The way it works is that $stdDevPop
ignores non-numeric values. So in this case it ignored "Hey"
in document 3 and calculated the population standard deviation from the remaining (numeric) fields.
As for document 2, its d
field contains an array. As mentioned, the $stdDevPop
operator ignores arrays when using the multi-argument syntax. More precisely, it treats arrays as non-numerical values when used in this context. And as mentioned, $stdDevPop
ignores non-numerical values.
If all values are non-numeric, then $stdDevPop
returns null
.
Missing Fields
When using the multi-argument syntax, $stdDevPop
ignores any missing fields. That is, if you supply a field that doesn’t exist, it ignores it.
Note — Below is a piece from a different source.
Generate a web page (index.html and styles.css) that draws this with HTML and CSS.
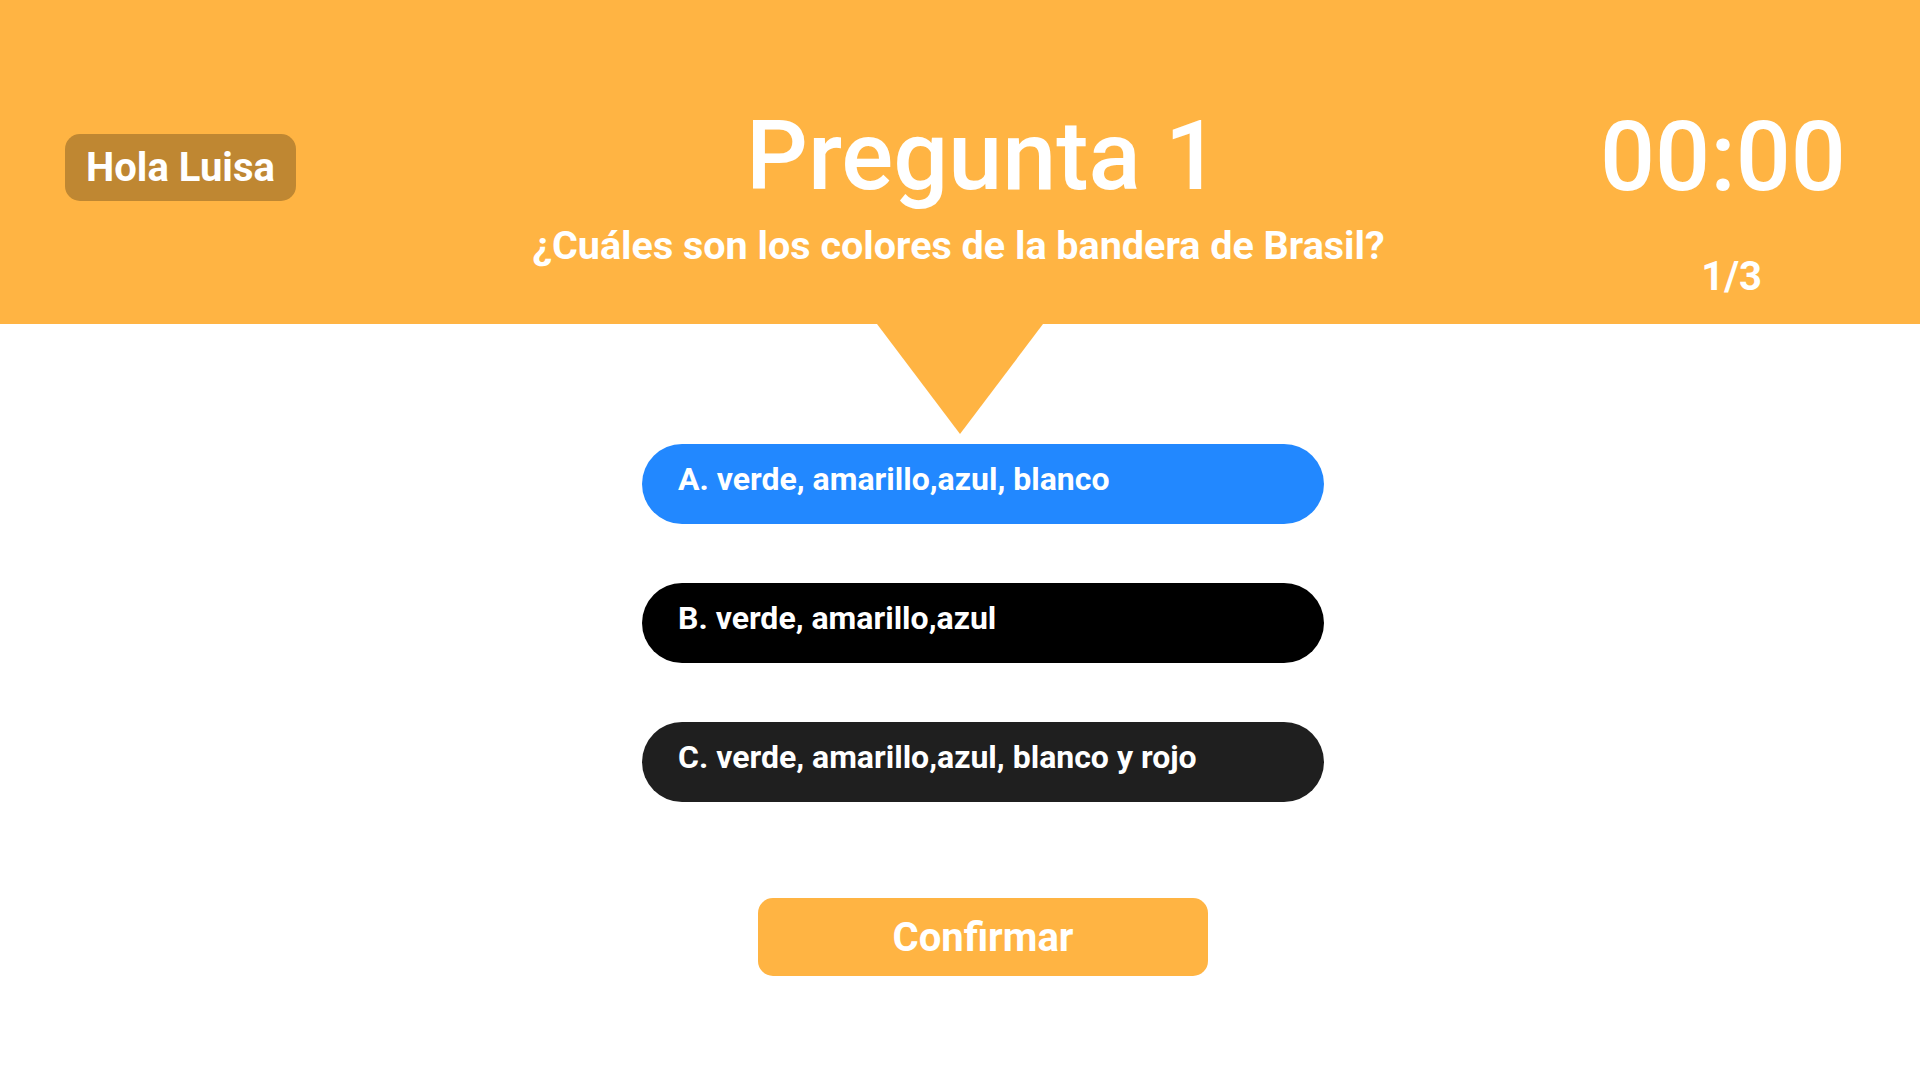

If none of the fields exist, then it returns null
.
Example:
db.data.aggregate(
[
{
$project:
{
result: { $stdDevPop: [ "$a", "$b", "$c", "$d", "$e" ] }
}
}
]
)
Result:
{ "_id" : 1, "result" : 1.118033988749895 } { "_id" : 2, "result" : 0.816496580927726 } { "_id" : 3, "result" : 0.816496580927726 }
In this case I provided an extra field ($e
) that doesn’t exist in the document. $stdDevPop
calculated the standard deviation based on the remaining fields that do exist.
However, here’s what happens when none of the fields exist:
db.data.aggregate(
[
{
$project:
{
result: { $stdDevPop: [ "$x", "$y", "$z" ] }
}
}
]
)
Result:
{ "_id" : 1, "result" : null } { "_id" : 2, "result" : null } { "_id" : 3, "result" : null }
The result is null
for all documents.
When using the single-argument syntax, a missing field results in null
.
Example:
db.stonks.aggregate(
[
{
$group:
{
_id: "$ticker",
standardDeviation: { $stdDevPop: "$oops!" }
}
}
]
)
Result:
{ "_id" : "gme", "standardDeviation" : null } { "_id" : "jnj", "standardDeviation" : null }
Available Stages
$stdDevPop
is available in the in the following stages:
$group
$project
$addFields
$set
$replaceRoot
$replaceWith
$match
stage that includes an$expr
expression
Calculate the Sample Standard Deviation
See MongoDB $stdDevSamp
if you need to get the sample standard deviation, as opposed to the population standard deviation. This operator is useful if your values encompass a sample of a population of data from which to generalise about the population.